● **GIVEN EXERCISE**: In the listing below, find every line containing "index" and copy it out.

|---|

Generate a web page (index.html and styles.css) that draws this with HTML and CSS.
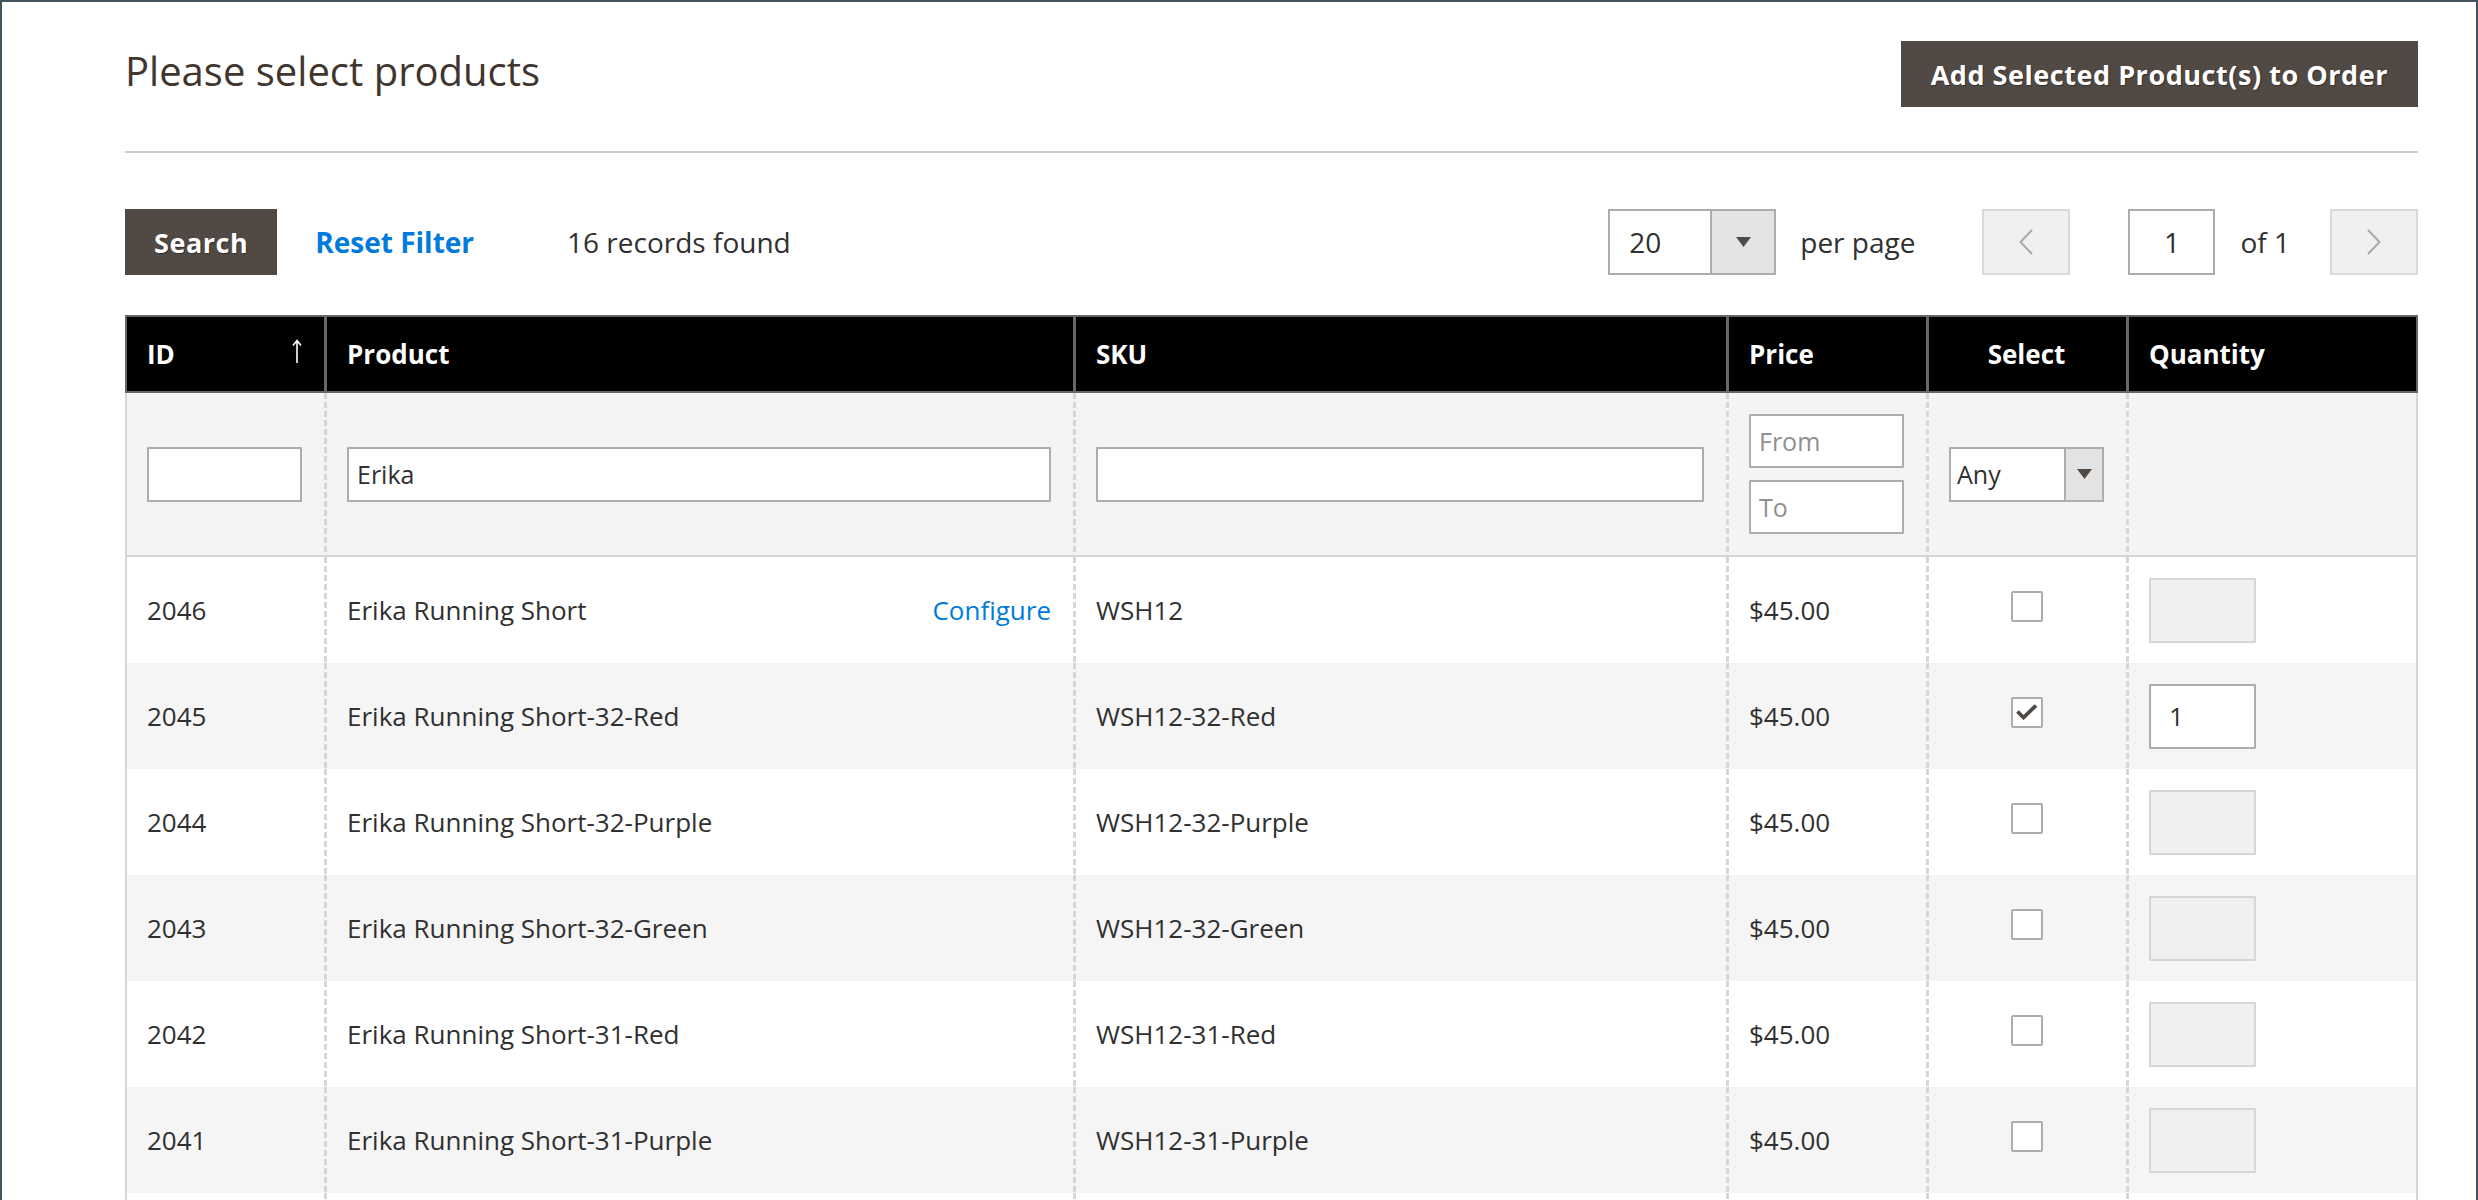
FILE: index.html
```html
<!DOCTYPE html>
<html lang="en">
<head>
<meta charset="utf-8">
<title>Please select products</title>
<link rel="stylesheet" href="styles.css">
</head>
<body>
<div class="frame">
  <header class="page-head">
    <h1 class="title">Please select products</h1>
    <button class="btn btn-add" type="button">Add Selected Product(s) to Order</button>
  </header>

  <div class="toolbar">
    <button class="btn btn-search" type="button">Search</button>
    <a class="link-reset" href="#">Reset Filter</a>
    <span class="records">16 records found</span>
    <div class="pager">
      <div class="select select-perpage">
        <span class="select-value">20</span>
        <span class="select-arrow"><svg width="15" height="10" viewBox="0 0 15 10"><polygon points="0,0 15,0 7.5,10" fill="#514943"/></svg></span>
      </div>
      <span class="perpage-label">per page</span>
      <button class="page-btn prev" type="button"><svg width="14" height="26" viewBox="0 0 14 26"><polyline points="13,1 1.5,13 13,25" fill="none" stroke="#a9a9a9" stroke-width="2"/></svg></button>
      <div class="page-input">1</div>
      <span class="page-of">of 1</span>
      <button class="page-btn next" type="button"><svg width="14" height="26" viewBox="0 0 14 26"><polyline points="1,1 12.5,13 1,25" fill="none" stroke="#a9a9a9" stroke-width="2"/></svg></button>
    </div>
  </div>

  <div class="grid">
    <div class="grid-row head">
      <div class="th th-id"><span>ID</span><svg class="sort" width="10" height="24" viewBox="0 0 10 24"><path d="M5 1.5 V24 M1 6.5 L5 1.5 L9 6.5" fill="none" stroke="#fff" stroke-width="1.6"/></svg></div>
      <div class="th">Product</div>
      <div class="th">SKU</div>
      <div class="th">Price</div>
      <div class="th th-center">Select</div>
      <div class="th">Quantity</div>
    </div>

    <div class="grid-row filters">
      <div class="td"><input class="input" type="text" value=""></div>
      <div class="td"><input class="input" type="text" value="Erika"></div>
      <div class="td"><input class="input" type="text" value=""></div>
      <div class="td td-range">
        <input class="input input-range" type="text" placeholder="From">
        <input class="input input-range" type="text" placeholder="To">
      </div>
      <div class="td">
        <div class="select select-any">
          <span class="select-value">Any</span>
          <span class="select-arrow"><svg width="15" height="10" viewBox="0 0 15 10"><polygon points="0,0 15,0 7.5,10" fill="#514943"/></svg></span>
        </div>
      </div>
      <div class="td"></div>
    </div>

    <div class="grid-row data">
      <div class="td">2046</div>
      <div class="td td-product"><span>Erika Running Short</span><a class="link-configure" href="#">Configure</a></div>
      <div class="td">WSH12</div>
      <div class="td">$45.00</div>
      <div class="td td-center"><span class="checkbox"></span></div>
      <div class="td"><span class="qty qty-disabled"></span></div>
    </div>
    <div class="grid-row data">
      <div class="td">2045</div>
      <div class="td">Erika Running Short-32-Red</div>
      <div class="td">WSH12-32-Red</div>
      <div class="td">$45.00</div>
      <div class="td td-center"><span class="checkbox checked"><svg width="22" height="16" viewBox="0 0 22 16"><path d="M1.5 7.5 L7.5 13.5 L20 1.5" fill="none" stroke="#514943" stroke-width="3.8"/></svg></span></div>
      <div class="td"><span class="qty">1</span></div>
    </div>
    <div class="grid-row data">
      <div class="td">2044</div>
      <div class="td">Erika Running Short-32-Purple</div>
      <div class="td">WSH12-32-Purple</div>
      <div class="td">$45.00</div>
      <div class="td td-center"><span class="checkbox"></span></div>
      <div class="td"><span class="qty qty-disabled"></span></div>
    </div>
    <div class="grid-row data">
      <div class="td">2043</div>
      <div class="td">Erika Running Short-32-Green</div>
      <div class="td">WSH12-32-Green</div>
      <div class="td">$45.00</div>
      <div class="td td-center"><span class="checkbox"></span></div>
      <div class="td"><span class="qty qty-disabled"></span></div>
    </div>
    <div class="grid-row data">
      <div class="td">2042</div>
      <div class="td">Erika Running Short-31-Red</div>
      <div class="td">WSH12-31-Red</div>
      <div class="td">$45.00</div>
      <div class="td td-center"><span class="checkbox"></span></div>
      <div class="td"><span class="qty qty-disabled"></span></div>
    </div>
    <div class="grid-row data">
      <div class="td">2041</div>
      <div class="td">Erika Running Short-31-Purple</div>
      <div class="td">WSH12-31-Purple</div>
      <div class="td">$45.00</div>
      <div class="td td-center"><span class="checkbox"></span></div>
      <div class="td"><span class="qty qty-disabled"></span></div>
    </div>
    <div class="grid-row data data-more" aria-hidden="true">
      <div class="td"></div>
      <div class="td"></div>
      <div class="td"></div>
      <div class="td"></div>
      <div class="td"></div>
      <div class="td"></div>
    </div>
  </div>
</div>
</body>
</html>
```

FILE: styles.css
```css
* { box-sizing: border-box; }

html, body {
  margin: 0;
  padding: 0;
  height: 100%;
}

body {
  font-family: "Open Sans", "Noto Sans", "Liberation Sans", sans-serif;
  color: #303030;
  background: #ffffff;
  overflow: hidden;
}

.frame {
  height: 1200px;
  border-top: 2px solid #41535d;
  border-left: 2px solid #41535d;
  border-right: 2px solid #41535d;
  padding: 0 58px 0 123px;
  overflow: hidden;
}

/* ---------- header ---------- */
.page-head {
  display: flex;
  justify-content: space-between;
  align-items: flex-start;
  padding: 39px 0 44px;
  border-bottom: 2px solid #cccccc;
}

.title {
  margin: 0;
  padding-top: 1px;
  font-size: 40px;
  line-height: 57px;
  font-weight: 400;
  color: #41362f;
}

.btn {
  font-family: inherit;
  margin: 0;
  border: 0;
  height: 66px;
  padding: 0 30px;
  font-size: 27px;
  font-weight: 700;
  letter-spacing: 0.02em;
  color: #ffffff;
  background: #514943;
  text-shadow: 1px 1px 1px rgba(0, 0, 0, 0.35);
  cursor: pointer;
}

.btn-search {
  padding: 0 29px;
}

/* ---------- toolbar ---------- */
.toolbar {
  display: flex;
  align-items: center;
  height: 66px;
  margin-top: 56px;
  font-size: 28px;
}

.link-reset {
  margin-left: 38px;
  color: #007bdb;
  font-weight: 700;
  text-decoration: none;
}

.records {
  margin-left: 93px;
}

.pager {
  margin-left: auto;
  display: flex;
  align-items: center;
  height: 66px;
}

.select {
  display: flex;
  border: 2px solid #adadad;
  background: #ffffff;
}

.select-value {
  flex: 1;
  display: flex;
  align-items: center;
  color: #303030;
}

.select-arrow {
  display: flex;
  align-items: center;
  justify-content: center;
  border-left: 2px solid #adadad;
  background: #e3e3e3;
}

.select-perpage {
  width: 168px;
  height: 66px;
}

.select-perpage .select-value {
  padding-left: 19px;
}

.select-perpage .select-arrow {
  width: 64px;
}

.perpage-label {
  margin-left: 24px;
}

.page-btn {
  width: 88px;
  height: 66px;
  padding: 0;
  margin: 0;
  border: 2px solid #d9d9d9;
  background: #f0f0f0;
  display: flex;
  align-items: center;
  justify-content: center;
}

.prev {
  margin-left: 67px;
}

.page-input {
  margin-left: 58px;
  width: 87px;
  height: 66px;
  border: 2px solid #adadad;
  background: #ffffff;
  display: flex;
  align-items: center;
  justify-content: center;
}

.page-of {
  margin-left: 25px;
}

.next {
  margin-left: 40px;
}

/* ---------- grid ---------- */
.grid {
  margin-top: 40px;
}

.grid-row {
  display: grid;
  grid-template-columns: 199px 749px 653px 200px 200px 292px;
}

.th {
  height: 78px;
  background: #000000;
  color: #ffffff;
  font-size: 26px;
  font-weight: 700;
  border-top: 2px solid #666666;
  border-bottom: 2px solid #666666;
  border-left: 3px solid #666666;
  padding: 0 22px 0 20px;
  display: flex;
  align-items: center;
}

.th:first-child {
  border-left-width: 2px;
}

.th:last-child {
  border-right: 2px solid #666666;
}

.th-id {
  justify-content: space-between;
}

.sort {
  margin-bottom: 6px;
}

.th-center {
  justify-content: center;
}

.td {
  font-size: 26px;
  display: flex;
  align-items: center;
  padding: 0 22px 0 20px;
  border-left: 3px solid transparent;
  background-image: repeating-linear-gradient(to bottom, #d6d6d6 0, #d6d6d6 6px, transparent 6px, transparent 9px);
  background-size: 3px 100%;
  background-repeat: no-repeat;
  background-origin: border-box;
  background-position: left top;
}

.td:first-child {
  border-left: 2px solid #d6d6d6;
  background-image: none;
}

.td:last-child {
  border-right: 2px solid #d6d6d6;
}

.filters {
  background: #f4f4f4;
  border-bottom: 2px solid #d6d6d6;
}

.filters .td {
  padding-top: 21px;
  padding-bottom: 21px;
}

.input {
  display: block;
  width: 100%;
  height: 55px;
  margin: 0;
  padding: 0 8px;
  border: 2px solid #adadad;
  border-radius: 1px;
  background: #ffffff;
  font-family: inherit;
  font-size: 25px;
  color: #303030;
  outline: none;
}

.input::placeholder {
  color: #8f8f8f;
  opacity: 1;
}

.td-range {
  flex-direction: column;
  justify-content: center;
  gap: 12px;
}

.input-range {
  height: 54px;
}

.select-any {
  width: 100%;
  height: 55px;
  font-size: 25px;
}

.select-any .select-value {
  padding-left: 6px;
}

.select-any .select-arrow {
  width: 38px;
}

.data {
  height: 106px;
}

.data:nth-child(even) {
  background: #f5f5f5;
}

.td-product {
  justify-content: space-between;
}

.link-configure {
  color: #007bdb;
  text-decoration: none;
}

.td-center {
  justify-content: center;
}

.checkbox {
  width: 32px;
  height: 31px;
  margin-bottom: 8px;
  border: 2px solid #adadad;
  border-radius: 2px;
  background: #ffffff;
  display: flex;
  align-items: center;
  justify-content: center;
}

.qty {
  width: 107px;
  height: 65px;
  border: 2px solid #adadad;
  border-radius: 1px;
  background: #ffffff;
  display: flex;
  align-items: center;
  padding-left: 18px;
  font-size: 26px;
}

.qty-disabled {
  background: #f0f0f0;
  border-color: #d6d6d6;
}
```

|---|

● **RIGHT ANSWER**:
Generate a web page (index.html and styles.css) that draws this with HTML and CSS.
FILE: index.html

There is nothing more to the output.